* **To be done**:
Repeat exactly the stretch of lines that starts with the one containing "Rebuild this UI as HTML. Inline all styles." and ends with the last line of the material. Leave out pictures.

* **Material to process**:

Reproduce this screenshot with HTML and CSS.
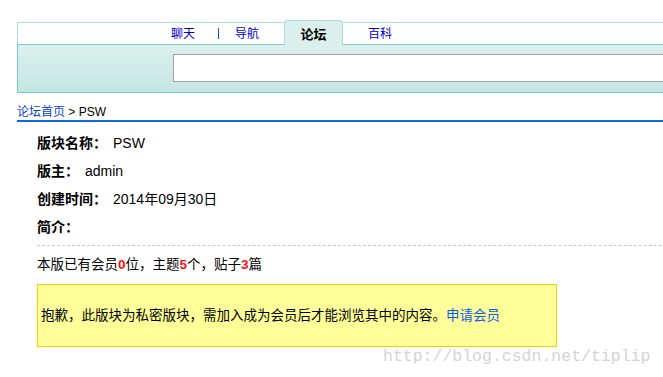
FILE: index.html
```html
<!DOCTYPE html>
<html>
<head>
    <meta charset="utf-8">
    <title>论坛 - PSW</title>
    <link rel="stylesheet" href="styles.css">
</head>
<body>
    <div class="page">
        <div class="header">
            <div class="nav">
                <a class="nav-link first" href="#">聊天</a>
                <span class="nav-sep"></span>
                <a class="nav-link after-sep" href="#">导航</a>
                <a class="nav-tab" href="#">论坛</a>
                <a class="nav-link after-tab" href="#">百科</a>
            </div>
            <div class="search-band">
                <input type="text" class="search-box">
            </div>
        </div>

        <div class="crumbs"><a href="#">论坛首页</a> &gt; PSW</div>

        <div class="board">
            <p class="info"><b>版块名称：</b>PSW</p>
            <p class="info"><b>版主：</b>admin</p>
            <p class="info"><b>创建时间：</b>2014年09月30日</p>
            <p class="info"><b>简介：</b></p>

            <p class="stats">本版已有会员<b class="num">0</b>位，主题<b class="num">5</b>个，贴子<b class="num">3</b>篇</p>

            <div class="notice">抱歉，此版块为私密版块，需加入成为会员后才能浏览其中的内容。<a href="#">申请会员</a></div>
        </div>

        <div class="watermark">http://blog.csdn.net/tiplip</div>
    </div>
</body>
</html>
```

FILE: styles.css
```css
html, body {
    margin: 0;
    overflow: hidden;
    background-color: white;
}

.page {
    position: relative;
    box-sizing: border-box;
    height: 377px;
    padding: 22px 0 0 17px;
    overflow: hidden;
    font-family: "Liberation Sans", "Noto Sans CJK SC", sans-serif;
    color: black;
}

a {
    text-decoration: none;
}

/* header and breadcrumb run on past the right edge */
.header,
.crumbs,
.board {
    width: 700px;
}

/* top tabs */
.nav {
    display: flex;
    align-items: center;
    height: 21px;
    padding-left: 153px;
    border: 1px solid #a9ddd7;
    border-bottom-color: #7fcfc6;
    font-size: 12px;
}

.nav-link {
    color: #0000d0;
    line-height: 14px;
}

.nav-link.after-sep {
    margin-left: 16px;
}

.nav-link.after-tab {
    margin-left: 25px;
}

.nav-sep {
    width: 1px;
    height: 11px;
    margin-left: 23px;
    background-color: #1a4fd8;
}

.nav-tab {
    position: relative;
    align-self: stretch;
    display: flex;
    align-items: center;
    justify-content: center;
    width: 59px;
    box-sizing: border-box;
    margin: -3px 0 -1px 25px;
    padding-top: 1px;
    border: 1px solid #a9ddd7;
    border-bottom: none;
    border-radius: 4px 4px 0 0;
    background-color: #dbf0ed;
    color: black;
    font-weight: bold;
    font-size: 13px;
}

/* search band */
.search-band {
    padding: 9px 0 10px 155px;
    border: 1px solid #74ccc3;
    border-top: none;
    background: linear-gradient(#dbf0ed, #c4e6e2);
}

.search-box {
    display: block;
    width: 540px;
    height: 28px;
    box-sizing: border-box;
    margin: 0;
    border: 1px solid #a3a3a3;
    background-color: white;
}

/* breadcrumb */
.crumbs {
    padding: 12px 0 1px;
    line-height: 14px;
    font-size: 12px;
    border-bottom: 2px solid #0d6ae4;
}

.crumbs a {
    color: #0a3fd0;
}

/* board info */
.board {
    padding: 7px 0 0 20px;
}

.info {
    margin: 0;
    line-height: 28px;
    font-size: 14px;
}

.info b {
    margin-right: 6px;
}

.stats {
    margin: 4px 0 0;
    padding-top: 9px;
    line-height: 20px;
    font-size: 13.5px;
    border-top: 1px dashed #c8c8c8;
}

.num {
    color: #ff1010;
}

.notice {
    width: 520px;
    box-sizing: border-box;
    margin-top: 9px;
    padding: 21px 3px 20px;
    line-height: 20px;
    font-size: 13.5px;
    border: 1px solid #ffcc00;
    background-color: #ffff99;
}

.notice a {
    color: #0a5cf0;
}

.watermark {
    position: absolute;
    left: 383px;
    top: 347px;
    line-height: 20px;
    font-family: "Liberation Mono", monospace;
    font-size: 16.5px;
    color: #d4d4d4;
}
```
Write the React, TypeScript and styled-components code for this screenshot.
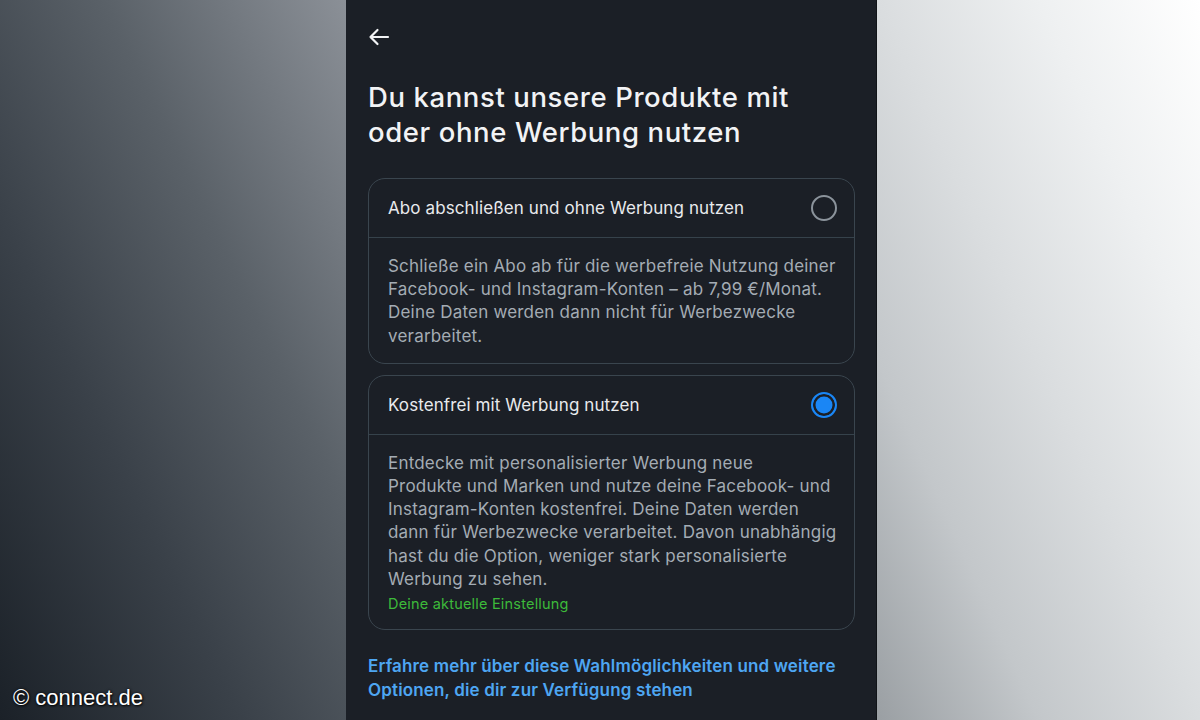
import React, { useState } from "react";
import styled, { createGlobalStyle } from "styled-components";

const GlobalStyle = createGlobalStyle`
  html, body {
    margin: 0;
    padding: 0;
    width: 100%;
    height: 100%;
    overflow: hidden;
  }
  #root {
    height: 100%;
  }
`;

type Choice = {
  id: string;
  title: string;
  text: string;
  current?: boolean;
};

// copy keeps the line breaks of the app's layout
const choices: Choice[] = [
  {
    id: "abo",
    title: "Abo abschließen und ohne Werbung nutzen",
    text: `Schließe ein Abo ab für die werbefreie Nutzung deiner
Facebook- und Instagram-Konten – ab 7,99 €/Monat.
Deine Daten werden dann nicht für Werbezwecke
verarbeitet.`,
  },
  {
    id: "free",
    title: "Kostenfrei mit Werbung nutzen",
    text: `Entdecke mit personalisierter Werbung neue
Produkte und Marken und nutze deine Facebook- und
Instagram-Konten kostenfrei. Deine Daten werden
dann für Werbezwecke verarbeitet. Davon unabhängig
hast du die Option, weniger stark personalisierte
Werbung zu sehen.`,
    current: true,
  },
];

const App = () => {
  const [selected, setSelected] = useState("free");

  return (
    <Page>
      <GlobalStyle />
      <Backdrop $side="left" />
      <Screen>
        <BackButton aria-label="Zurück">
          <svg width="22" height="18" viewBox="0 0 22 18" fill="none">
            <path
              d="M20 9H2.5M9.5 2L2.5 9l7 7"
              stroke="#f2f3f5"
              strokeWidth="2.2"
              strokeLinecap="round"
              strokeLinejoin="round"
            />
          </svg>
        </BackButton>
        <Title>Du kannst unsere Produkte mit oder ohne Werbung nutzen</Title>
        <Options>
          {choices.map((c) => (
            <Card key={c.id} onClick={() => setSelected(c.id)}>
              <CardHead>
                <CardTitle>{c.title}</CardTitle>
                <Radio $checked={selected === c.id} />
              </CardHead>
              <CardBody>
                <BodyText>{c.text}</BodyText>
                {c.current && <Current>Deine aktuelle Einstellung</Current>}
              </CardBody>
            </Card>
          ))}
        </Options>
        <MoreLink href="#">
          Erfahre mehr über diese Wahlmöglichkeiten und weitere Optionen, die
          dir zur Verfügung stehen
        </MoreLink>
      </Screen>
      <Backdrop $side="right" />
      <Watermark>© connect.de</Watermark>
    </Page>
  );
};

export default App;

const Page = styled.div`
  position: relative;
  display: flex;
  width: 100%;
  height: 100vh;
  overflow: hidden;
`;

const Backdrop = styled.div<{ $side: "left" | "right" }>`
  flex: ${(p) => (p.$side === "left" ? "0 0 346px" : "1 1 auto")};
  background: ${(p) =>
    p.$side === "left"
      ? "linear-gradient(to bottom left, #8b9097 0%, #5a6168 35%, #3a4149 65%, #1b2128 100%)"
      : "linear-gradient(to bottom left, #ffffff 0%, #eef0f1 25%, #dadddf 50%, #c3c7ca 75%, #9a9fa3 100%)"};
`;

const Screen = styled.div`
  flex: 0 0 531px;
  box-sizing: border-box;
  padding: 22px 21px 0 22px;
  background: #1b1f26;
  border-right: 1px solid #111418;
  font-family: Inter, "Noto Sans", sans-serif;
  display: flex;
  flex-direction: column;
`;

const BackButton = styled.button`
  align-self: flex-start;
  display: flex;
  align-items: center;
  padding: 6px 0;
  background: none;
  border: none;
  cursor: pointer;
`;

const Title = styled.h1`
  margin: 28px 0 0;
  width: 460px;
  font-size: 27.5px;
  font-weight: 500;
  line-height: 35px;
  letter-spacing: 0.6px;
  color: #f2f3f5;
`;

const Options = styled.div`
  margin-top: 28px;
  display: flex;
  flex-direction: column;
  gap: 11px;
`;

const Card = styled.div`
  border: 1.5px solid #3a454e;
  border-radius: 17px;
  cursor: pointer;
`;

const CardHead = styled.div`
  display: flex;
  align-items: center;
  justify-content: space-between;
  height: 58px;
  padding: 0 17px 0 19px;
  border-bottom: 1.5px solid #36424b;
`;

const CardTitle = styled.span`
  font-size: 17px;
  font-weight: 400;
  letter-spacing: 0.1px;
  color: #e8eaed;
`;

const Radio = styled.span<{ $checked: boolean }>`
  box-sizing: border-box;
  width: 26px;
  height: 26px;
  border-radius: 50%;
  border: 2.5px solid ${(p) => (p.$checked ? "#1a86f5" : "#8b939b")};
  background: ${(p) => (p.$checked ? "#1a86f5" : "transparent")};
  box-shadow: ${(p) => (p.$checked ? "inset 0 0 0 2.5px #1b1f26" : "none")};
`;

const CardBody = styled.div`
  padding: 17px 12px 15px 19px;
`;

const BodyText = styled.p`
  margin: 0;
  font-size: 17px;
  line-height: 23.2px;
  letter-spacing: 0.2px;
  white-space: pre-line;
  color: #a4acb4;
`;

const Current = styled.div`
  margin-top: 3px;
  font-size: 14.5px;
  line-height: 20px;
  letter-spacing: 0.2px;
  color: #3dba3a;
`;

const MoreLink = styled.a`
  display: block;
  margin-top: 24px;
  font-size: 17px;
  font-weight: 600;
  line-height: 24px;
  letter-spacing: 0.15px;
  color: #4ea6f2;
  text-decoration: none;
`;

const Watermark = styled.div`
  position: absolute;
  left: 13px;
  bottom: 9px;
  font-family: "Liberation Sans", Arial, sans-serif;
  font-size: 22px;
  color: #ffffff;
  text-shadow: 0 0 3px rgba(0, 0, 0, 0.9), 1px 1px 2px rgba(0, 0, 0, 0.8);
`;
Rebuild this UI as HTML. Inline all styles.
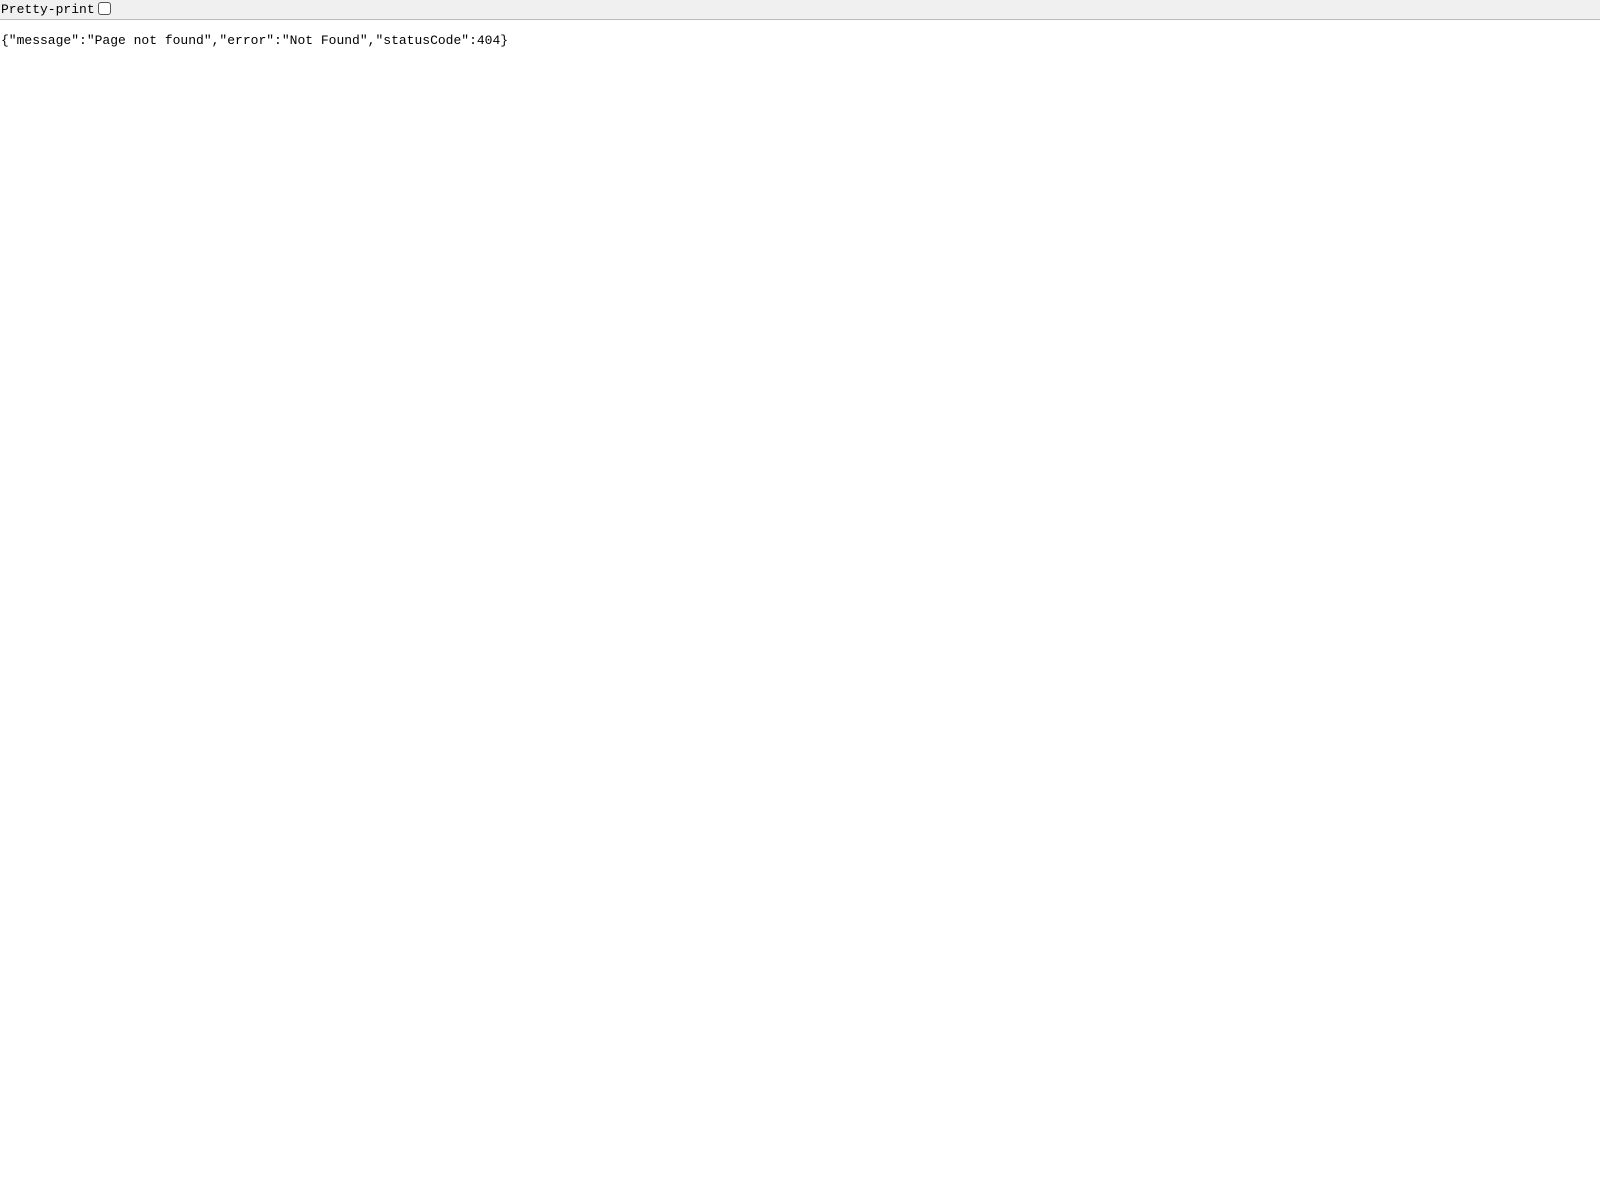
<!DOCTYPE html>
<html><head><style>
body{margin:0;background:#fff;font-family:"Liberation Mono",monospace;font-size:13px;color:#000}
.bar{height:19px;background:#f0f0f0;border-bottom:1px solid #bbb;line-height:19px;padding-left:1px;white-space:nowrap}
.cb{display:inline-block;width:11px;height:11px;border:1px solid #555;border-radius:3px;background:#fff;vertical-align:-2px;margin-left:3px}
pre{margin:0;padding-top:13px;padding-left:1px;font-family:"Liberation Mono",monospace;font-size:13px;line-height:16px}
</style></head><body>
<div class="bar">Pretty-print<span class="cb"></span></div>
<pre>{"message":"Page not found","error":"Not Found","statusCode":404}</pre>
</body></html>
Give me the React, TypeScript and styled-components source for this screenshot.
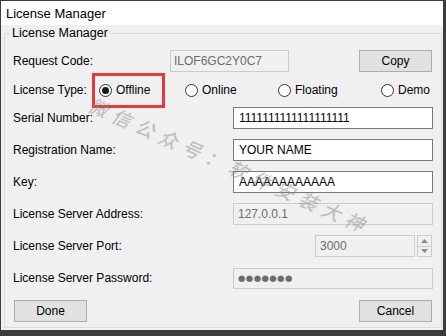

* **Result**:
Rebuild this UI as HTML. Inline all styles.
<!DOCTYPE html>
<html><head><style>
body{margin:0;background:#fff;font-family:"Liberation Mono",monospace;font-size:13px;color:#000}
.bar{height:19px;background:#f0f0f0;border-bottom:1px solid #bbb;line-height:19px;padding-left:1px;white-space:nowrap}
.cb{display:inline-block;width:11px;height:11px;border:1px solid #555;border-radius:3px;background:#fff;vertical-align:-2px;margin-left:3px}
pre{margin:0;padding-top:13px;padding-left:1px;font-family:"Liberation Mono",monospace;font-size:13px;line-height:16px}
</style></head><body>
<div class="bar">Pretty-print<span class="cb"></span></div>
<pre>{"message":"Page not found","error":"Not Found","statusCode":404}</pre>
</body></html>
Give me the React, TypeScript and styled-components source for this screenshot.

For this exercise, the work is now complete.